The size of a canvas does far more than determine how much space a painting occupies. It affects composition, gesture, detail, mood, and the way a finished work holds its place in a room. A small format can feel intimate and precise, while a larger one invites movement, atmosphere, and a stronger visual statement. Choosing well means balancing artistic intent with practical realities such as wall space, subject matter, viewing distance, and framing.
If you have ever stood in front of stacked blank surfaces wondering whether to go smaller, wider, taller, or bolder, you are not alone. The right canvas size rarely comes down to a simple rule. It comes from understanding how scale changes the experience of the work, both while you are making it and after it is displayed.
Why canvas size matters more than most people think
Size influences the entire working process. On a compact canvas, every mark feels more deliberate. Edges arrive quickly, and composition has to be resolved with restraint. On a larger surface, you gain breathing room for rhythm, contrast, and broader passages, but you also take on new demands in terms of balance, stamina, and planning.
The subject itself should guide size. Portraits often benefit from dimensions that support the scale of the human figure without crowding it. Landscapes tend to open up beautifully on horizontal formats that allow the eye to travel. Abstract work can thrive on either extreme, depending on whether the goal is quiet concentration or immersive impact. When exploring how artists handle scale, surface, and presence, studying work centered on canvas can be a useful way to refine your own sense of proportion.
There is also an emotional factor. Smaller works invite close viewing and can feel private, contemplative, or jewel-like. Larger works create presence. They shape a room immediately and can carry a sense of drama even before the viewer registers subject or style. In other words, size is not a technical afterthought. It is part of the language of the piece.
Common canvas sizes and what they are best for
Standard sizes are useful because they simplify sourcing, framing, and planning. While custom dimensions have their place, many artists and buyers start with common formats because they are versatile and easy to work with. The best choice depends on what you want the finished piece to do.
| Canvas Size | Best For | Visual Effect |
|---|---|---|
| 8 x 10 in | Studies, small portraits, shelf styling | Intimate, detailed, easy to place |
| 11 x 14 in | Portraits, still life, giftable art | Balanced and approachable |
| 16 x 20 in | General-purpose painting, medium wall display | Classic and versatile |
| 18 x 24 in | Portraits, florals, medium statement pieces | Noticeable without overwhelming |
| 24 x 30 in | Feature pieces, expressive compositions | Confident and room-defining |
| 30 x 40 in | Large focal art, landscapes, abstracts | Strong presence and visual weight |
| 36 x 48 in and larger | Statement art, open walls, public-facing rooms | Immersive and dramatic |
If you are undecided, mid-range sizes such as 16 x 20 inches or 18 x 24 inches are often the safest starting point. They offer enough space for development without demanding an oversized room or specialized hanging solution. Smaller formats work particularly well when grouped in pairs or grids, while larger formats are often strongest when allowed to stand alone.
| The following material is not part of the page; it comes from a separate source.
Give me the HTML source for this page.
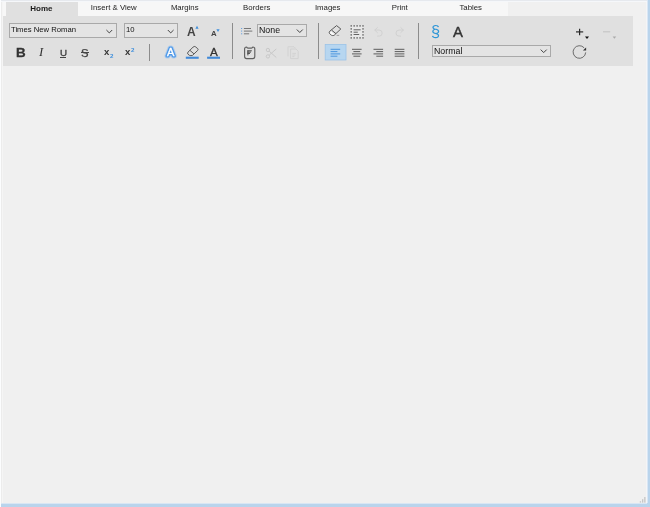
<!DOCTYPE html>
<html><head><meta charset="utf-8">
<style>
html,body{margin:0;padding:0;}
body{width:650px;height:507px;overflow:hidden;background:#f0f0f0;position:relative;font-family:"Liberation Sans",sans-serif;color:#222;}
.abs{position:absolute;}
#frame-l{left:0;top:0;width:1px;height:507px;background:#fcfdfe;}
#frame-l2{left:1px;top:2px;width:2px;height:501px;background:linear-gradient(90deg,#ececec 0,#ececec 1px,#f5f5f5 1px);}
#frame-r{left:648px;top:0;width:2px;height:507px;background:#b9d4ec;}
#frame-r3{left:647px;top:0;width:1px;height:507px;background:linear-gradient(#d9e6f4 0,#d9e6f4 503px,#b9d4ec 503px);}
#frame-r2{left:646px;top:0;width:1px;height:503px;background:#f4f5f7;}
#frame-b{left:0;top:504px;width:650px;height:3px;background:#b9d4ec;}
#frame-b3{left:0;top:503px;width:647px;height:1px;background:#d9e6f4;}
#frame-t{left:0;top:0;width:650px;height:1px;background:#e6e9ee;}
#frame-t2{left:0;top:1px;width:650px;height:1px;background:#f5f7fa;}
#tabbar{left:2.6px;top:2px;width:505px;height:14px;background:#f7f7f7;}
.tab{position:absolute;top:2px;height:14px;width:71.5px;text-align:center;font-size:7.8px;line-height:12.5px;color:#222;white-space:nowrap;}
.tab.sel{background:#e0e0e0;font-weight:bold;color:#1a1a1a;font-size:8px;line-height:13.4px;text-indent:-0.8px;}
#ribbon{left:2.7px;top:16px;width:630.5px;height:49.7px;background:#e0e0e0;}
.combo{position:absolute;border:1px solid #a9a9a9;background:#e4e4e4;white-space:nowrap;box-sizing:border-box;color:#111;}
.combo span{position:absolute;left:2px;top:0;}
.sep{position:absolute;width:1.2px;background:#8c8c8c;top:23px;height:36px;}
svg{position:absolute;left:0;top:0;overflow:visible;}
.t{position:absolute;white-space:nowrap;line-height:1;}
.t,.tab,.combo span{will-change:transform;}
</style></head><body>
<div class="abs" id="tabbar"></div>
<div class="tab sel" style="left:6px">Home</div>
<div class="tab" style="left:77.5px">Insert &amp; View</div>
<div class="tab" style="left:149px">Margins</div>
<div class="tab" style="left:220.5px">Borders</div>
<div class="tab" style="left:292px">Images</div>
<div class="tab" style="left:363.5px">Print</div>
<div class="tab" style="left:435px">Tables</div>
<div class="abs" id="ribbon"></div>
<div class="abs" id="frame-r2"></div>


<div class="combo" style="left:9px;top:23px;width:108px;height:14.5px;font-size:7.7px;line-height:13px"><span style="left:1px;top:-0.8px">Times New Roman</span></div>
<div class="combo" style="left:124px;top:23px;width:54px;height:14.5px;font-size:7.7px;line-height:13px"><span style="left:1.4px;top:-0.8px">10</span></div>
<div class="combo" style="left:256.5px;top:24px;width:50px;height:13px;font-size:8.8px;line-height:11px"><span style="left:1.4px">None</span></div>
<div class="combo" style="left:432.3px;top:45px;width:118.5px;height:12px;font-size:8.8px;line-height:10px"><span style="left:1.2px">Normal</span></div>

<div class="sep" style="left:149.3px;top:44px;height:17px"></div>
<div class="sep" style="left:231.5px"></div>
<div class="sep" style="left:317.6px"></div>
<div class="sep" style="left:417.8px"></div>

<!-- format buttons -->
<div class="t" style="left:15.7px;top:46.3px;font-size:13.4px;font-weight:bold;color:#333;-webkit-text-stroke:0.3px #333">B</div>
<div class="t" style="left:39.1px;top:46.1px;font-size:12.8px;font-style:italic;font-family:'Liberation Serif',serif;color:#333">I</div>
<div class="t" style="left:59.9px;top:48.2px;font-size:9.8px;color:#3a3a3a;-webkit-text-stroke:0.3px #3a3a3a">U</div><div class="abs" style="left:59.8px;top:57px;width:6.4px;height:0.9px;background:#444"></div>
<div class="t" style="left:81.3px;top:47.7px;font-size:11.3px;color:#444;-webkit-text-stroke:0.25px #444">S</div><div class="abs" style="left:80.5px;top:52.4px;width:8.6px;height:0.9px;background:#444"></div>
<div class="t" style="left:103.6px;top:46.7px;font-size:9.6px;font-weight:bold;color:#333">x</div>
<div class="t" style="left:109.5px;top:53.1px;font-size:6.2px;font-weight:bold;color:#3f8fdc">2</div>
<div class="t" style="left:125px;top:46.7px;font-size:9.6px;font-weight:bold;color:#333">x</div>
<div class="t" style="left:131px;top:46.6px;font-size:6.2px;font-weight:bold;color:#3f8fdc">2</div>

<!-- grow/shrink font -->
<div class="t" style="left:187.1px;top:25.5px;font-size:12px;font-weight:bold;color:#444">A</div>
<div class="t" style="left:211px;top:29.8px;font-size:7.8px;font-weight:bold;color:#444">A</div>

<!-- glow A, font color A -->

<div class="t" style="left:209.8px;top:46px;font-size:11.7px;color:#333;-webkit-text-stroke:0.3px #333">A</div>

<!-- paragraph / big A -->
<div class="t" style="left:431.2px;top:22.6px;font-size:16.4px;color:#2f96d6">§</div>
<div class="t" style="left:452.5px;top:24.5px;font-size:14.9px;color:#333;-webkit-text-stroke:0.4px #333">A</div>

<svg width="650" height="507" viewBox="0 0 650 507" fill="none">
 <!-- chevrons -->
 <g stroke="#444" stroke-width="1" fill="none">
  <path d="M106.4 30 l2.9 2.9 l2.9 -2.9"/>
  <path d="M167.8 30 l2.9 2.9 l2.9 -2.9"/>
  <path d="M296.8 29.5 l3 3 l3 -3"/>
  <path d="M540.7 49.6 l3 3 l3 -3"/>
 </g>
 <!-- tiny blue triangles -->
 <path d="M195.4 28.8 l1.6 -3 l1.6 3z" fill="#3f8fdc"/>
 <path d="M216.4 29.2 l3.2 0 l-1.6 2.8z" fill="#3f8fdc"/>
<!-- glow A -->
 <g font-family="Liberation Sans, sans-serif" font-size="11" text-anchor="middle">
  <text x="170.6" y="56" fill="#8fbef2" stroke="#8fbef2" stroke-width="5" stroke-linejoin="round" opacity="0.55">A</text>
  <text x="170.6" y="56" fill="#4f99e8" stroke="#4f99e8" stroke-width="3.2" stroke-linejoin="round">A</text>
  <text x="170.6" y="56" fill="#fff" stroke="#fff" stroke-width="0.35" stroke-linejoin="round">A</text>
 </g>
 <!-- highlighter -->
 <g stroke="#4a4a4a" stroke-width="0.9" stroke-linejoin="round" stroke-linecap="round">
  <path d="M193.4 46.8 q0.9 -0.8 1.9 -0.1 l2.4 1.9 q0.8 0.9 0 1.8 l-5.2 5 q-1.6 0.5 -3 0 l-1.6 -1.3 q-0.8 -0.9 0 -1.8 z"/>
  <path d="M190.2 50.6 l3.4 2.9"/>
 </g>
 <rect x="185.8" y="56.7" width="12.9" height="2.1" fill="#4189d8"/>
 <rect x="207.1" y="56.7" width="12.9" height="2.1" fill="#4189d8"/>
 <!-- list icon -->
 <g stroke="#5a5a5a" stroke-width="0.8">
  <path d="M243.9 28.5 H251"/><path d="M243.9 31.1 H252.3"/><path d="M243.9 33.8 H249.2"/>
 </g>
 <g stroke="#5b9be0" stroke-width="0.9">
  <path d="M241 28.5 h1.2"/><path d="M241 31.1 h1.2"/><path d="M241 33.8 h1.2"/>
 </g>
 <!-- paste -->
 <path d="M246.6 47 q-2 0 -2 2 v7.6 q0 2 2 2 h6.2 q2 0 2 -2 v-7.6 q0 -2 -2 -2 q-0.4 1.1 -1.4 1.1 h-3.4 q-1 0 -1.4 -1.1 z" stroke="#606060" stroke-width="1.15" stroke-linejoin="round"/>
 <g stroke="#484848" stroke-width="1">
  <path d="M247.4 50.8 h4.4"/><path d="M247.4 52.1 h3.6"/><path d="M247.4 53.4 h2.6"/><path d="M247.9 50.4 v5"/>
 </g>
 <!-- scissors disabled -->
 <g stroke="#c6c6c6" stroke-width="0.95">
  <path d="M276.3 48.9 L269.2 55.2"/><path d="M276.3 57.5 L269.2 51.2"/>
  <circle cx="267.9" cy="50" r="1.65"/><circle cx="267.9" cy="56.4" r="1.65"/>
 </g>
 <!-- copy disabled -->
 <g stroke="#d0d0d0" stroke-width="0.9" stroke-linejoin="round">
  <path d="M288 56.4 v-9.6 h6 l1.6 1.6"/>
  <path d="M290.6 49 h5.4 l2.2 2.2 v7.4 h-7.6 z"/>
  <path d="M292.4 53.4 h3.6 M292.4 55 h3 M292.4 56.6 h2"/>
 </g>
 <!-- eraser -->
 <g stroke="#4a4a4a" stroke-width="0.9" stroke-linejoin="round">
  <path d="M336.6 25.6 l4.2 3.4 l-6.6 6.2 q-1.6 0.8 -3 -0.2 l-1.6 -1.4 q-0.9 -1.3 0.2 -2.4 z"/>
  <path d="M331.7 30.2 l4.2 3.4"/>
  <path d="M336.6 35.4 h2.6" stroke="#999"/>
 </g>
 <path d="M331.2 31.6 l3.2 2.6 l-0.6 0.6 q-1.3 0.6 -2.4 -0.2 l-1.2 -1.1 q-0.5 -0.9 0.2 -1.6z" fill="#fafafa"/>
 <!-- select all -->
 <rect x="350.4" y="25.2" width="13.4" height="13.4" fill="#e8e8e8"/>
 <g fill="#484848"><rect x="350.55" y="25.25" width="1.3" height="1.3"/><rect x="350.55" y="28.25" width="1.3" height="1.3"/><rect x="350.55" y="31.25" width="1.3" height="1.3"/><rect x="350.55" y="34.25" width="1.3" height="1.3"/><rect x="350.55" y="37.25" width="1.3" height="1.3"/><rect x="353.50" y="25.25" width="1.3" height="1.3"/><rect x="353.50" y="37.25" width="1.3" height="1.3"/><rect x="356.45" y="25.25" width="1.3" height="1.3"/><rect x="356.45" y="37.25" width="1.3" height="1.3"/><rect x="359.40" y="25.25" width="1.3" height="1.3"/><rect x="359.40" y="37.25" width="1.3" height="1.3"/><rect x="362.35" y="25.25" width="1.3" height="1.3"/><rect x="362.35" y="28.25" width="1.3" height="1.3"/><rect x="362.35" y="31.25" width="1.3" height="1.3"/><rect x="362.35" y="34.25" width="1.3" height="1.3"/><rect x="362.35" y="37.25" width="1.3" height="1.3"/></g>
 <g stroke="#555" stroke-width="0.9">
  <path d="M353.6 29.8 H360.6"/><path d="M353.6 32.2 H357.8"/><path d="M353.6 34.5 H359.2"/>
 </g>
 <!-- undo / redo disabled -->
 <g stroke="#cfcfcf" stroke-width="0.9" stroke-linecap="round" stroke-linejoin="round">
  <path d="M377.4 27.6 l-2.6 2.5 l2.6 2.5"/>
  <path d="M375 30.1 h4.2 a3 3 0 0 1 0 6 h-1.6"/>
  <path d="M400.8 27.6 l2.6 2.5 l-2.6 2.5"/>
  <path d="M403.2 30.1 h-4.2 a3 3 0 0 0 0 6 h1.6"/>
 </g>
 <!-- align -->
 <rect x="325.2" y="44.4" width="20.8" height="15.6" fill="#b7d6f0" stroke="#9cc3e8" stroke-width="0.8"/>
 <g stroke="#3f8fdc" stroke-width="0.9">
  <path d="M330.6 49.3 H340.2"/><path d="M330.6 51.6 H337.4"/><path d="M330.6 53.9 H340.2"/><path d="M330.6 56.2 H337.4"/>
 </g>
 <g stroke="#4d4d4d" stroke-width="0.9">
  <path d="M352 49.3 H361.6"/><path d="M353.4 51.6 H360.2"/><path d="M352 53.9 H361.6"/><path d="M353.4 56.2 H360.2"/>
  <path d="M373.5 49.3 H383.1"/><path d="M376.3 51.6 H383.1"/><path d="M373.5 53.9 H383.1"/><path d="M376.3 56.2 H383.1"/>
  <path d="M394.7 49.3 H404.4"/><path d="M394.7 51.6 H404.4"/><path d="M394.7 53.9 H404.4"/><path d="M394.7 56.2 H404.4"/>
 </g>
 <!-- plus / minus -->
 <g stroke="#2a2a2a" stroke-width="1.2">
  <path d="M576 31.9 H583.2"/><path d="M579.6 28.7 V35.2"/>
 </g>
 <path d="M585 36.6 h4 l-2 2.4z" fill="#111"/>
 <path d="M603 31.8 H610.2" stroke="#c4c4c4" stroke-width="1.1"/>
 <path d="M612.6 36.6 h3.6 l-1.8 2.2z" fill="#aaa"/>
 <!-- refresh -->
 <path d="M585.7 52.4 A6.3 6.3 0 1 1 584.2 47.9" stroke="#666" stroke-width="0.95"/>
 <path d="M582.9 50.5 L586.1 47.4 V50.5 z" fill="#333"/>
 <!-- size grip -->
 <g fill="#c6c6c6">
  <rect x="639.8" y="501.2" width="1.3" height="1.4"/>
  <rect x="642" y="499.2" width="1.3" height="3.4"/>
  <rect x="644.2" y="497" width="1.3" height="5.6"/>
 </g>
</svg>

<div class="abs" id="frame-t"></div>
<div class="abs" id="frame-t2"></div>
<div class="abs" id="frame-l2"></div>
<div class="abs" id="frame-b"></div>
<div class="abs" id="frame-r"></div>
<div class="abs" id="frame-b3"></div>
<div class="abs" id="frame-r3"></div>
<div class="abs" id="frame-l"></div>
</body></html>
It also helps to remember that size and proportion are different decisions. Two canvases may have similar area but feel entirely different if one is square, another vertical, and the third panoramic. The shape of the surface changes movement, emphasis, and how the eye reads the composition.
Matching the canvas to the room, wall, and viewing distance
Even a beautifully painted work can feel out of place if its scale does not relate to its surroundings. One of the most reliable principles is to think in terms of visual balance rather than filling every available inch. Art usually looks better when it occupies a generous portion of the wall area above furniture without stretching edge to edge.
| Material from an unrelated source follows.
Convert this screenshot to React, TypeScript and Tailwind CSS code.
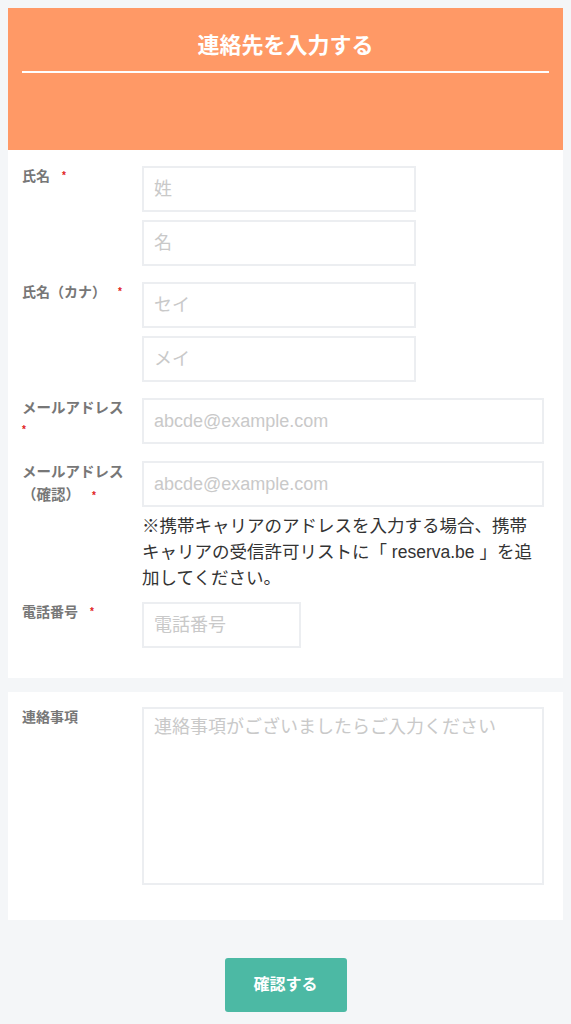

For example, a canvas above a sofa, bed, or console generally needs enough width to feel connected to the furniture beneath it. A piece that is too narrow may look lost. One that is too large can feel crowded and top-heavy. On broad, empty walls, a larger canvas or a multi-piece arrangement can create the structure the room needs. In tighter spaces such as hallways, reading corners, or home offices, moderate sizes often feel more resolved.
Viewing distance matters just as much. A large abstract in a living room is usually seen from several feet away, so bold forms and broader contrasts tend to read best. In a hallway or stair landing where viewers pass close by, texture and finer details can carry more weight. This is one reason why a canvas that seems modest in a studio can feel surprisingly effective once installed in a smaller environment.
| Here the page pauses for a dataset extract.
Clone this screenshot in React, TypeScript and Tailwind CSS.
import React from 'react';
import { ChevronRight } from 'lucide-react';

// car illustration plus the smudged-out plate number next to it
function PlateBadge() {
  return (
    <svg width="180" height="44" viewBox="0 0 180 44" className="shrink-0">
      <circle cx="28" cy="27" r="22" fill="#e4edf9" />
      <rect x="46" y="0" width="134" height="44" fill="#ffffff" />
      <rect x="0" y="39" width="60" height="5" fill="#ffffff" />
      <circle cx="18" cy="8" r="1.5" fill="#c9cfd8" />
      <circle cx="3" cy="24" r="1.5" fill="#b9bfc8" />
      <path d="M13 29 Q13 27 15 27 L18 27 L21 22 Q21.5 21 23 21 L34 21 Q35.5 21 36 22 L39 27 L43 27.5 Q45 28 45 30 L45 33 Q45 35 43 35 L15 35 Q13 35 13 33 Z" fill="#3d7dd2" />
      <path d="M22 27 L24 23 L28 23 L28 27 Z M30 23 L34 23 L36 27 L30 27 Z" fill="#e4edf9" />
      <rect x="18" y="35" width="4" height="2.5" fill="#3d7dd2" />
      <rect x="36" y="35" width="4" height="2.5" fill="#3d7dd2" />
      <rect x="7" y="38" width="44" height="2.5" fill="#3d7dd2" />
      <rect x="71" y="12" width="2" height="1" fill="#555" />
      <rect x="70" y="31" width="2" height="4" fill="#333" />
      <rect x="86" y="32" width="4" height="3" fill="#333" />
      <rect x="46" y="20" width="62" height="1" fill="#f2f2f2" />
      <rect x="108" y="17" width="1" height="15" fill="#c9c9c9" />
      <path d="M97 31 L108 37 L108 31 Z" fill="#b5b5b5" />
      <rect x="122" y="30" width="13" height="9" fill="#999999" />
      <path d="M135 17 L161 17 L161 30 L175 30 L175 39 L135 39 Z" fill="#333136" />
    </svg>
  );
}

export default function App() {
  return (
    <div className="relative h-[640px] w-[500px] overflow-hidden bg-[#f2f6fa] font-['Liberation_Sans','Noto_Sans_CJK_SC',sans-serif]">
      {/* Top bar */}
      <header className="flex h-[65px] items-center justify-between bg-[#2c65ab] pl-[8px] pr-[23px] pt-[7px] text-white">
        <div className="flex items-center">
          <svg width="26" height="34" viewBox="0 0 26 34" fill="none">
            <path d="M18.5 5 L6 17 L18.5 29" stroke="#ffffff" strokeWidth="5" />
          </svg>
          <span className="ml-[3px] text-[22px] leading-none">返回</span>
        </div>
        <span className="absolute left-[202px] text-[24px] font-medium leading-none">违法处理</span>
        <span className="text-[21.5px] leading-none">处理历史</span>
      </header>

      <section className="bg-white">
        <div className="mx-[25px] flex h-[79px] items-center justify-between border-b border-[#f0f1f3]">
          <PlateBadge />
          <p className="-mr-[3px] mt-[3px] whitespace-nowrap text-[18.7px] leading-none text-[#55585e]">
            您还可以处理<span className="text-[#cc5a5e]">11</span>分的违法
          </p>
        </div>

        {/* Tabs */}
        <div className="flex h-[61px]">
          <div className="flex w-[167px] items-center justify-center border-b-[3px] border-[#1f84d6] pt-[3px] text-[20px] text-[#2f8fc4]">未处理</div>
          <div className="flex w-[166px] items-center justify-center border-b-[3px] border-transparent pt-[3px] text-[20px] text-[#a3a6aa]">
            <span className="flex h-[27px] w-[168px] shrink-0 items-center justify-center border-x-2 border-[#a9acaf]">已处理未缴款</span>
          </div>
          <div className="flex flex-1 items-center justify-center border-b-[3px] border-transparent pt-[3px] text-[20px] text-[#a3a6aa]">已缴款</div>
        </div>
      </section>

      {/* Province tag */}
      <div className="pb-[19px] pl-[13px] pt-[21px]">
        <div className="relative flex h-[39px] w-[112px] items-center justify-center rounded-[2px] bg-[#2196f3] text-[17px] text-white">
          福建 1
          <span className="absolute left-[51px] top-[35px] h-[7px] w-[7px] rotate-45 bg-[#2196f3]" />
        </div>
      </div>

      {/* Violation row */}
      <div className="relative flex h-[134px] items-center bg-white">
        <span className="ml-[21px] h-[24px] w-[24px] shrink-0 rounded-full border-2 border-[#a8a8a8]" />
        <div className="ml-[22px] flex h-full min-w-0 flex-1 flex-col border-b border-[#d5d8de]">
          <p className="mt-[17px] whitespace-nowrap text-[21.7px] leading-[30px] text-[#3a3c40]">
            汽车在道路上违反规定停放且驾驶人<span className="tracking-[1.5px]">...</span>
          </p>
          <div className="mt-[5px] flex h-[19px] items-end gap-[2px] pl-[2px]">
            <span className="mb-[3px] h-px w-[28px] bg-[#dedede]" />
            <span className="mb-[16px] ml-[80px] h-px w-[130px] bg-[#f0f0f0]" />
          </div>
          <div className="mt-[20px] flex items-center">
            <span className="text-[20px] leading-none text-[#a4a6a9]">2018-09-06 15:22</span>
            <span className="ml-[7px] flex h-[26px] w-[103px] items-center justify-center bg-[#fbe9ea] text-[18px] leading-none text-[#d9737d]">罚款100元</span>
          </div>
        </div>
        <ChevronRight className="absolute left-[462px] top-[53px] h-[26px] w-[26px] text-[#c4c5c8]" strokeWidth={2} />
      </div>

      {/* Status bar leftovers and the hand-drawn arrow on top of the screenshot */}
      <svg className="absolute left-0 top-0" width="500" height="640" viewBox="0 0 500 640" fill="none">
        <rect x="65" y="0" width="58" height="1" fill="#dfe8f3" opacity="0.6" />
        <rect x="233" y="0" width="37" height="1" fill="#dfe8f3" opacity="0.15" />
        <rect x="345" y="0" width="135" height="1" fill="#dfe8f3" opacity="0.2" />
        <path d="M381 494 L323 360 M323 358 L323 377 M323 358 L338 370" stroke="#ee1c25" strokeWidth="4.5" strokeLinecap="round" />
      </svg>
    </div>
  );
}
- Small rooms: Choose restrained sizes or simple groupings to avoid visual congestion.
- Large rooms: Use scale confidently, especially if ceilings are high or furniture is substantial.
- Close viewing: Favor detail, texture, and quieter compositions.
- Distant viewing: Favor stronger contrast, simpler shapes, and larger dimensions.
How orientation, depth, and framing change the final result
After choosing dimensions, consider orientation. Horizontal canvases naturally support landscapes, seascapes, and compositions with lateral movement. Vertical formats emphasize height, human figures, trees, doorways, and architectural drama. Square canvases can feel contemporary and stable, but they ask for especially careful composition because there is no obvious directional bias.
Depth is another overlooked decision. A slim-profile canvas feels neat and traditional, especially when framed. A deeper gallery-wrapped canvas has a more substantial presence and can work beautifully without an external frame, particularly in modern interiors. Neither is inherently better. The choice depends on whether you want the work to feel refined, minimal, bold, or architectural.
Framing changes perceived scale too. A substantial frame can make a moderate canvas feel more important and integrated into a room. A floating frame around a gallery-wrapped piece adds definition without heaviness. By contrast, an unframed canvas can feel immediate and contemporary, drawing more attention to the surface itself.
- Use horizontal formats for expansive scenes and calm visual flow.
- Use vertical formats for portraiture, height, and stronger upward movement.
- Use square formats for modern symmetry and balanced compositions.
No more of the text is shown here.